The material presented
here is not Al-Anon Conference Approved Literature. It is a method
to exchange
information, ideas, feelings, problems and solutions on a personal
level.
I left my AH 2 1/2 months ago and filed for divorce one month after leaving. I started F2F Alanon meetings the night that I filed. After I started the meetings I decided that maybe my decision was made too quickly and in anger. Even as I gave the papers to my husband I said this is not the solution I had hoped for and went off to my first meeting.
This week we are to have a meeting with the family court comissioner. He says if we go to that date that there will be no chance for reconciliation. I can put a 90 hold on it, but I'm not sensing much effort from him to get along. I know I have choices, but he wants to be the all powerful OZ. I'd like to use the new tools that I've learned in Alanon to see if our home can be happier but he's resisting my return home. He says that he sees some changes, he knows that I'm going to meetings to help me, but I don't know if he knows what kind. I'd tell if he asked me, but he hasn't. He says he doesn't want to give the kids false hope (Truth is the kids are pretty content where we are at with the exception of lugging a few items back and forth). I know that I've verbally beat him down for quite some time, along with poor treatment from his father that he does not think highly of himself. His communications are full of stinkin' thinking and I think my reactions to his attitudes have been better. I'm wondering if he's just trying to avoid dealing with everything, personal issues between us and owning up to the fact that he can't control his drinking. I have not mentioned the drinking since the filing, although he emailed me saying "Why would you miss me, I'm just a drunk". I did not respond to that comment. I also wonder if he's trying to take financial advantage of me for just a while longer and intends to divorce anyway...sometimes I think this is what he really wants.
No one has the final answer and that is why there is a word called hope. I have seen some pretty quacky miracles in this program considering what was first thought and done, what happened along the way (recovery) and then how it came to be. For me there is no such thing as "there's no turning back". So much of my recovery has been about going back to the core of it all rather than marching farther away from it or taking another new untraveled trail.
You state that you think your first idea was hasty.
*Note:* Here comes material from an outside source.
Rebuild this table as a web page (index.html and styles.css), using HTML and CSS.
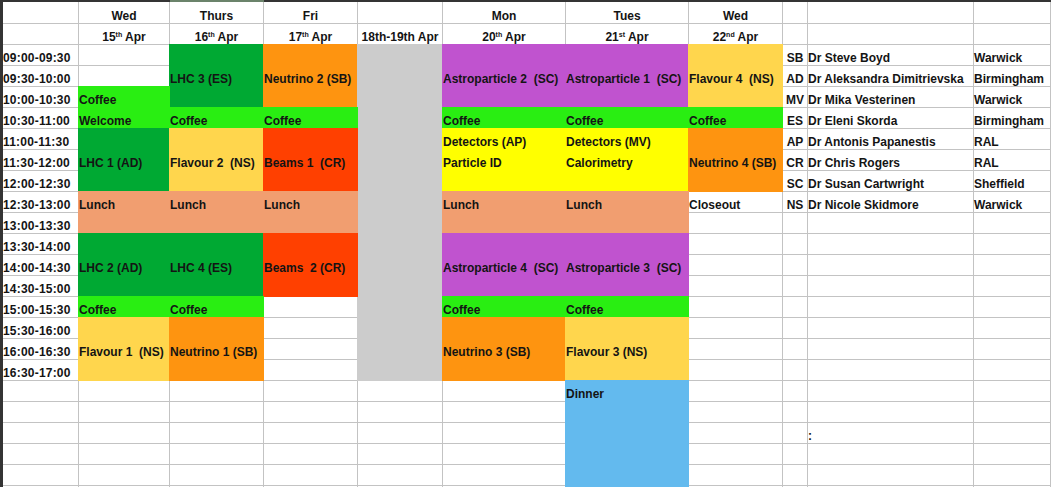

If you think that then here is a slogan for you..."When in doubt; DON'T". That is one of my bestest slogans being a reactor or nuclear proportions. I never got anything right or wrong reacting. I just never go it!! Today "when in doubt DON'T", "Think", "Easy does it", and the other slogans get my attention first not the problem I thinking I'm facing.
Keep coming back and...call your sponsor? (((((hugs)))))
Hi I've been married for 43 years to a controlling, dominating, and abusive husband. I have two grown children. I filed for divorce two years ago. However, I thought he would change so I'd leave, and then return hoping that things would get better. All I wanted was peace in the relationship. But no matter what I did I was always the one who was wrong. He made all the decisions and he was always the one to be the controller. I guess you'd call it the generation curse or something like that as my dad and my grandfather were both alcoholics and i married one. I have tried, I really have, but he seems to have a lot of anger built up in him. I've been back three or four times but nothing changes. I am at a crossroad. Do I go back and tolerate this unhappy life for the rest of my life or do I try to make it on my own?